As WCCO found in our Faces of COVID series, Doris was recently able to see her husband’s bravery recognized decades later.

In December, the Rasmusson’s were side-by-side when Doris’s husband Wilton was awarded medals for his service and sacrifice in World War II, parachuting from a plane defending Norway from the Nazis.

Their admiration for each other was captured on camera.

“That’s my wife of 73 years,” Wilton said proudly.

“She always made sure people knew what he did,” Amber Rasmusson remembered about her grandma.

Amber told us their love story started the first day Wilton returned to Minneapolis from war.

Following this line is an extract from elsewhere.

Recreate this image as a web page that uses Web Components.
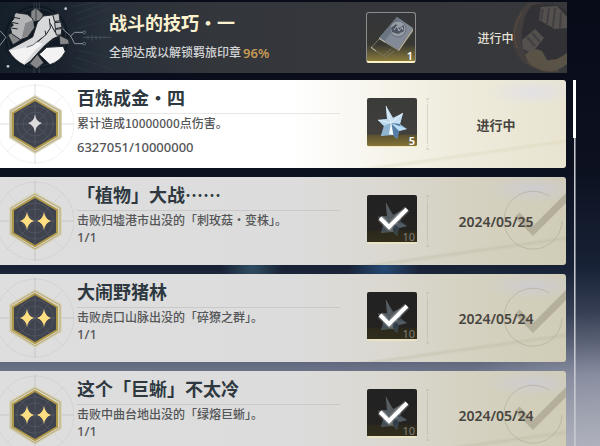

“He had a sister or two in this boarding house where my grandma happened to be. Knocked on the door and that was it,” she said.

Doris was a farm girl from South Dakota with a love of horses and travel.

“I always thought of her as a pioneer because she went to school in the ’40s when that wasn’t really a thing,” Amber said.

Doris went to work for the Dayton Hudson corporation and Target before retiring. Her grandma’s words still repeated today.

“You have to work hard. Things will not be handed to you and you need to work for them,” Amber remembers her saying.

Doris suffered from dementia and with COVID-19 concerns, she was kept apart from her husband in their long-term care facility and the rest of her family since March.

“The worst case scenario the nightmare would be one of them to get it,” Amber said getting emotional.

Sadly, at the end of May, Doris did. She died eight days later.

“You can’t celebrate their life like you want to celebrate. You can’t say goodbye to them the way you want to say goodbye to them,” Amber said.

Just seven family members, including her devoted husband, laid her to rest at Fort Snelling. A sad end to a loyal life.

“It’s not fair. This disease is not fair,” Amber said.